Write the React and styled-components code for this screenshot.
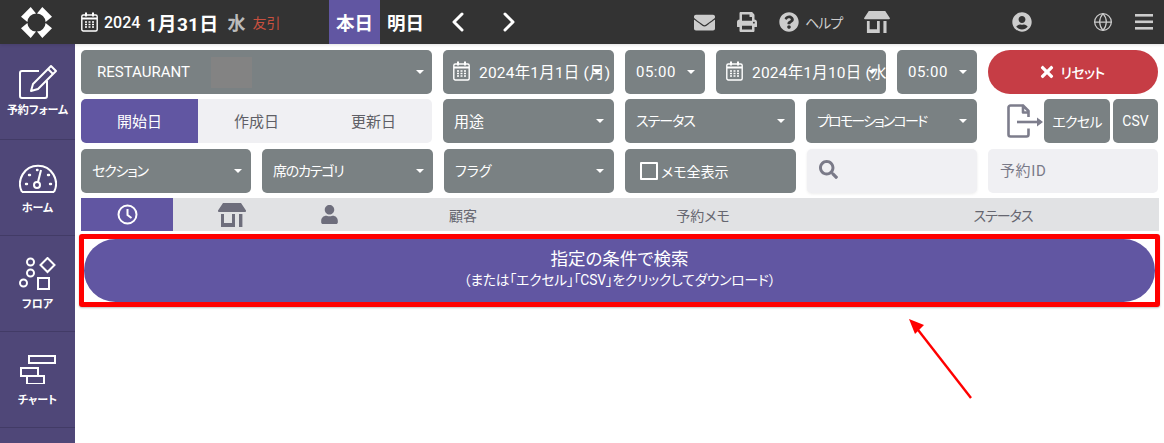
import React from "react";
import styled, { createGlobalStyle } from "styled-components";
import { FaEnvelope, FaPrint, FaQuestionCircle, FaUserCircle, FaSearch, FaTimes, FaUser } from "react-icons/fa";
import { FiGlobe } from "react-icons/fi";

const Global = createGlobalStyle`
  html, body { margin: 0; padding: 0; background: #fff; }
  body { font-family: Roboto, "Noto Sans CJK JP", sans-serif; font-feature-settings: "palt"; }
  * { box-sizing: border-box; }
`;

const Page = styled.div`width: 1164px; height: 443px; overflow: hidden; position: relative; background: #fff;`;
const Header = styled.header`height: 44px; background: #333; display: flex; align-items: center; color: #fff; box-shadow: 0 1px 3px rgba(0,0,0,.12); position: relative;`;
const LogoBox = styled.div`width: 73px; display: flex; justify-content: center; align-items: center;`;
const DateBlock = styled.div`width: 256px; padding-left: 8px; display: flex; align-items: center; white-space: nowrap;`;
const Year = styled.span`font-size: 16px; margin: 0 6px; font-weight: 500;`;
const Day = styled.span`font-size: 19px; font-weight: 700; letter-spacing: .3px;`;
const Dow = styled.span`font-size: 18px; font-weight: 700; color: #bbb; margin-left: 9px;`;
const Rokuyo = styled.span`font-size: 14px; color: #c9503f; margin-left: 7px; letter-spacing: 0;`;
const DayTab = styled.div`
  width: 51px; height: 44px; display: flex; align-items: center; justify-content: center;
  font-size: 18.5px; font-weight: 700; background: ${p => (p.$active ? "#6156a2" : "transparent")};
`;
const Arrows = styled.div`width: 103px; display: flex; padding-left: 21px; gap: 39px;`;
const Tools = styled.div`display: flex; align-items: center; color: #ccc; margin-left: 160px; gap: 22px;`;
const Help = styled.span`display: flex; align-items: center; gap: 6px; font-size: 14px; letter-spacing: -1px; font-weight: 400;`;
const Right = styled.div`display: flex; align-items: center; color: #ccc; margin-left: auto; padding-right: 10px;`;

const Body = styled.div`display: flex; height: 399px;`;
const Side = styled.nav`width: 75px; background: #4f4778; flex: none; color: #fff;`;
const SideItem = styled.div`
  height: 96px; border-bottom: 1px solid #423b66; display: flex; flex-direction: column; align-items: center;
  padding-top: ${p => p.$top || 20}px; font-size: 11px; font-weight: 700;
  svg { display: block; margin-bottom: ${p => p.$gap ?? 4}px; }
`;
const Main = styled.main`flex: 1; padding: 6px 6px 0 6px; display: flex; flex-direction: column; position: relative;`;
const Row = styled.div`display: flex; height: 44px; margin-bottom: ${p => p.$mb ?? 5}px;`;
const Gray = styled.div`
  position: relative; flex: none; width: ${p => p.$w}px; margin-left: ${p => p.$ml || 0}px; height: 44px; background: #7a8183; color: #fff;
  border-radius: 5px; display: flex; align-items: center; padding-left: ${p => p.$pl ?? 11}px; padding-bottom: ${p => p.$pb ?? 2}px; font-size: ${p => p.$fs || 14}px;
  letter-spacing: ${p => p.$ls || 0}px; white-space: nowrap; overflow: hidden;
  svg { flex: none; }
`;
const Caret = styled.i`
  position: absolute; right: ${p => p.$r ?? 10}px; top: ${p => p.$t ?? 20}px; width: 0; height: 0;
  border-left: 4px solid transparent; border-right: 4px solid transparent; border-top: 4px solid #fff;
`;
const Blur = styled.span`width: 41px; height: 31px; background: #838383; margin-left: 21px;`;
const DateText = styled.span`margin-left: 9px;`;
const Reset = styled.div`
  width: 170px; margin-left: 11px; height: 44px; border-radius: 22px; background: #c63d45; color: #fff;
  display: flex; align-items: center; justify-content: center; gap: 4px; padding-right: 3px; font-size: 14px; font-weight: 500; letter-spacing: -.6px;
`;
const Segments = styled.div`width: 351px; height: 44px; background: #f0f0f3; border-radius: 5px; display: flex; overflow: hidden; color: #5f5f66; font-size: 15px;`;
const Segment = styled.div`
  flex: 1; display: flex; align-items: center; justify-content: center; padding-bottom: 2px;
  ${p => p.$active && "background: #6156a2; color: #fff;"}
`;
const Export = styled.div`display: flex; align-items: center; width: 37px; margin-left: 30px;`;
const Btn = styled.div`
  flex: none; width: ${p => p.$w}px; margin-left: ${p => p.$ml || 0}px; height: 44px; border-radius: 5px; background: #7a8183; color: #fff;
  display: flex; align-items: center; justify-content: center; font-size: ${p => p.$fs || 14}px; letter-spacing: ${p => p.$ls || 0}px;
`;
const Check = styled.span`width: 18px; height: 18px; border: 2px solid #fff; margin-right: 3px; border-radius: 1px;`;
const Light = styled.div`
  flex: none; width: 170px; height: 44px; margin-left: ${p => p.$ml}px; background: #f0f0f3; border-radius: 5px; display: flex; align-items: center;
  color: #7a7a88; padding: 0 0 3px 12px; font-size: 15px; letter-spacing: .6px;
  ${p => p.$shadow && "box-shadow: 0 1px 3px rgba(0,0,0,.08);"}
`;
const TableHead = styled.div`height: 33px; width: 1078px; background: #e1e2e4; display: flex; align-items: center; color: #666670; font-size: 14px;`;
const Col = styled.div`
  flex: none; width: ${p => p.$w}px; height: 33px; display: flex; align-items: center; justify-content: center; letter-spacing: ${p => p.$ls || 0}px;
  ${p => p.$active && "background: #6156a2; color: #fff;"}
`;
const Frame = styled.div`
  margin: 3px 0 0 -2px; width: 1081px; height: 73px; border: 5px solid #f00; border-radius: 3px; background: #fff; box-shadow: 0 1px 2px rgba(0,0,0,.25);
`;
const Search = styled.div`
  height: 63px; background: #6156a2; border-radius: 32px; color: #fff; display: flex; flex-direction: column; align-items: center; justify-content: center; padding-bottom: 3px;
`;
const SearchTitle = styled.div`font-size: 17.5px; line-height: 22px;`;
const SearchSub = styled.div`font-size: 13.8px; line-height: 20px; letter-spacing: -.2px;`;
const Annotation = styled.svg`position: absolute; left: 0; top: 0; pointer-events: none;`;

const Store = ({ w = 26, h = 22, color = "currentColor" }) => (
  <svg width={w} height={h} viewBox="0 0 28 24" fill={color}>
    <path d="M5 0h18l5 7.500a1 1 0 0 1-1 1.500H1a1 1 0 0 1-1-1.500z" />
    <path d="M3 11h3v9h8v-9h3v13H3zM21 11h3.400v13H21z" />
  </svg>
);
const Calendar = ({ color = "#fff" }) => (
  <svg width="17" height="20" viewBox="0 0 17 20" fill="none" stroke={color} strokeWidth="1.400">
    <rect x=".8" y="3" width="15.400" height="16" rx="1.500" />
    <path d="M1 6.500h15" strokeWidth="2" />
    <path d="M5 .5v4M12 .5v4" strokeWidth="2" />
    <path d="M4 10h9M4 12.500h9M4 15h9" strokeDasharray="2 1.500" strokeWidth="1.400" />
  </svg>
);
const Chevron = ({ dir }) => (
  <svg width="12" height="20" viewBox="0 0 12 20" fill="none" stroke="#fff" strokeWidth="3" strokeLinecap="round" strokeLinejoin="round">
    <path d={dir === "left" ? "M10 2L2 10l8 8" : "M2 2l8 8-8 8"} />
  </svg>
);
const corner = "M0 10L10 0l5.500 6.600A9.500 9.500 0 0 0 6.600 15.500z";
const Logo = () => (
  <svg width="31" height="31" viewBox="0 0 32 32" fill="#fff">
    <path d={corner} />
    <path d={corner} transform="rotate(90 16 16)" />
    <path d={corner} transform="rotate(180 16 16)" />
    <path d={corner} transform="rotate(270 16 16)" />
  </svg>
);
const Edit = () => (
  <svg width="40" height="36" viewBox="0 0 40 36" fill="none" stroke="#fff" strokeWidth="2" strokeLinejoin="round">
    <path d="M21 7H4a2 2 0 0 0-2 2v23a2 2 0 0 0 2 2h23a2 2 0 0 0 2-2V17" />
    <path d="M33 2l5 5-18 18-7 2 2-7z" />
    <path d="M30 5l5 5" />
  </svg>
);
const Gauge = () => (
  <svg width="38" height="30" viewBox="0 0 38 30" fill="none" stroke="#fff" strokeWidth="2">
    <path d="M3 29A18 18 0 1 1 35 29" />
    <path d="M3 29h32" />
    <circle cx="18" cy="22" r="3" />
    <path d="M19 19l3-12" />
    <path d="M7 21h1M10 12h1M18 7h.5M29 12h1M31 21h1" strokeWidth="2.400" strokeLinecap="round" />
  </svg>
);
const Shapes = () => (
  <svg width="38" height="34" viewBox="0 0 38 34" fill="none" stroke="#fff" strokeWidth="2">
    <circle cx="11.500" cy="5" r="3.500" />
    <circle cx="11.500" cy="16" r="3.500" />
    <circle cx="4.500" cy="26" r="3.500" />
    <path d="M28.500 1l7 7-7 7-7-7z" />
    <rect x="19" y="21" width="11" height="11" />
  </svg>
);
const Gantt = () => (
  <svg width="36" height="30" viewBox="0 0 36 30" fill="none" stroke="#fff" strokeWidth="2">
    <rect x="9" y="2" width="26" height="7" />
    <rect x="1" y="14" width="17" height="8" />
    <rect x="7" y="22" width="17" height="8" />
  </svg>
);
const FileOut = () => (
  <svg width="37" height="34" viewBox="0 0 37 34" fill="none" stroke="#7d7d8c" strokeWidth="2.600" strokeLinejoin="round">
    <path d="M16 1.500H3.500a2 2 0 0 0-2 2v27a2 2 0 0 0 2 2h16a2 2 0 0 0 2-2v-6M21.500 13V7l-5.500-5.500v7h5.500" />
    <path d="M10 18h24" />
    <path d="M30 13.500l6 4.500-6 4.500z" fill="#7d7d8c" stroke="none" />
  </svg>
);

export default function App() {
  return (
    <Page>
      <Global />
      <Header>
        <LogoBox><Logo /></LogoBox>
        <DateBlock>
          <Calendar />
          <Year>2024</Year>
          <Day>1月31日</Day>
          <Dow>水</Dow>
          <Rokuyo>友引</Rokuyo>
        </DateBlock>
        <DayTab $active>本日</DayTab>
        <DayTab>明日</DayTab>
        <Arrows><Chevron dir="left" /><Chevron dir="right" /></Arrows>
        <Tools>
          <FaEnvelope size={21} />
          <FaPrint size={20} />
          <Help><FaQuestionCircle size={20} />ヘルプ</Help>
          <Store />
        </Tools>
        <Right>
          <FaUserCircle size={20} />
          <FiGlobe size={20} style={{ marginLeft: 61 }} strokeWidth={1.5} />
          <svg width="20" height="16" viewBox="0 0 20 16" fill="#ccc" style={{ marginLeft: 21 }}>
            <rect x="1" width="18" height="2.600" /><rect x="1" y="6.500" width="18" height="2.600" /><rect x="1" y="13" width="18" height="2.600" />
          </svg>
        </Right>
      </Header>
      <Body>
        <Side>
          <SideItem $top={20} $gap={1}><Edit />予約フォーム</SideItem>
          <SideItem $top={23} $gap={6}><Gauge />ホーム</SideItem>
          <SideItem $top={21}><Shapes />フロア</SideItem>
          <SideItem $top={22} $gap={7}><Gantt />チャート</SideItem>
        </Side>
        <Main>
          <Row>
            <Gray $w={351} $pl={16} $fs={15} $pb={0}>RESTAURANT<Blur /><Caret $r={8} /></Gray>
            <Gray $w={171} $ml={11} $pl={10} $fs={15.5} $ls={.2}><Calendar /><DateText>2024年1月1日 (月)</DateText><Caret $r={13} /></Gray>
            <Gray $w={80} $ml={11} $fs={15} $ls={.5} $pb={0}>05:00<Caret /></Gray>
            <Gray $w={170} $ml={11} $pl={10} $fs={15.5} $ls={.2}><Calendar /><DateText>2024年1月10日 (水)</DateText><Caret $r={10} /></Gray>
            <Gray $w={80} $ml={11} $fs={15} $ls={.5} $pb={0}>05:00<Caret /></Gray>
            <Reset><FaTimes size={18} />リセット</Reset>
          </Row>
          <Row $mb={6}>
            <Segments>
              <Segment $active>開始日</Segment>
              <Segment>作成日</Segment>
              <Segment>更新日</Segment>
            </Segments>
            <Gray $w={171} $ml={11} $fs={15}>用途<Caret /></Gray>
            <Gray $w={170} $ml={11} $ls={-1}>ステータス<Caret /></Gray>
            <Gray $w={171} $ml={11} $ls={-1.8}>プロモーションコード<Caret /></Gray>
            <Export><FileOut /></Export>
            <Btn $w={66} $ls={-.7}>エクセル</Btn>
            <Btn $w={45} $ml={3} $fs={14}>CSV</Btn>
          </Row>
          <Row>
            <Gray $w={170} $ls={-1.2}>セクション<Caret $r={9} /></Gray>
            <Gray $w={171} $ml={11} $ls={-1.2}>席のカテゴリ<Caret $r={9} /></Gray>
            <Gray $w={170} $ml={11}>フラグ<Caret /></Gray>
            <Gray $w={171} $ml={11} $pl={15} $pb={0}><Check />メモ全表示</Gray>
            <Light $ml={11} $shadow><FaSearch size={19} /></Light>
            <Light $ml={11}>予約ID</Light>
          </Row>
          <TableHead>
            <Col $w={92} $active>
              <svg width="21" height="21" viewBox="0 0 21 21" fill="none" stroke="#fff" strokeWidth="2"><circle cx="10.500" cy="10.500" r="9" /><path d="M10.500 5v6l4 3" /></svg>
            </Col>
            <Col $w={118}><Store w={28} h={24} color="#6e6e7c" /></Col>
            <Col $w={76}><FaUser size={19} color="#6e6e7c" /></Col>
            <Col $w={192}>顧客</Col>
            <Col $w={288}>予約メモ</Col>
            <Col $w={312} $ls={-1}>ステータス</Col>
          </TableHead>
          <Frame>
            <Search>
              <SearchTitle>指定の条件で検索</SearchTitle>
              <SearchSub>（または「エクセル」「CSV」をクリックしてダウンロード）</SearchSub>
            </Search>
          </Frame>
          <Annotation width="1089" height="399" viewBox="75 44 1089 399">
            <path d="M971 398L915 326" stroke="#f00" strokeWidth="2.400" />
            <path d="M909 319l15 6-9 9z" fill="#f00" />
          </Annotation>
        </Main>
      </Body>
    </Page>
  );
}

• • •

Task directions: Restate, line by line and word for word, everything from the top of the material through the line that contains "#ccc; margin-left: auto;". Leave pictures out.

Task output:
Write the React and styled-components code for this screenshot.
import React from "react";
import styled, { createGlobalStyle } from "styled-components";
import { FaEnvelope, FaPrint, FaQuestionCircle, FaUserCircle, FaSearch, FaTimes, FaUser } from "react-icons/fa";
import { FiGlobe } from "react-icons/fi";

const Global = createGlobalStyle`
  html, body { margin: 0; padding: 0; background: #fff; }
  body { font-family: Roboto, "Noto Sans CJK JP", sans-serif; font-feature-settings: "palt"; }
  * { box-sizing: border-box; }
`;

const Page = styled.div`width: 1164px; height: 443px; overflow: hidden; position: relative; background: #fff;`;
const Header = styled.header`height: 44px; background: #333; display: flex; align-items: center; color: #fff; box-shadow: 0 1px 3px rgba(0,0,0,.12); position: relative;`;
const LogoBox = styled.div`width: 73px; display: flex; justify-content: center; align-items: center;`;
const DateBlock = styled.div`width: 256px; padding-left: 8px; display: flex; align-items: center; white-space: nowrap;`;
const Year = styled.span`font-size: 16px; margin: 0 6px; font-weight: 500;`;
const Day = styled.span`font-size: 19px; font-weight: 700; letter-spacing: .3px;`;
const Dow = styled.span`font-size: 18px; font-weight: 700; color: #bbb; margin-left: 9px;`;
const Rokuyo = styled.span`font-size: 14px; color: #c9503f; margin-left: 7px; letter-spacing: 0;`;
const DayTab = styled.div`
  width: 51px; height: 44px; display: flex; align-items: center; justify-content: center;
  font-size: 18.5px; font-weight: 700; background: ${p => (p.$active ? "#6156a2" : "transparent")};
`;
const Arrows = styled.div`width: 103px; display: flex; padding-left: 21px; gap: 39px;`;
const Tools = styled.div`display: flex; align-items: center; color: #ccc; margin-left: 160px; gap: 22px;`;
const Help = styled.span`display: flex; align-items: center; gap: 6px; font-size: 14px; letter-spacing: -1px; font-weight: 400;`;
const Right = styled.div`display: flex; align-items: center; color: #ccc; margin-left: auto; padding-right: 10px;`;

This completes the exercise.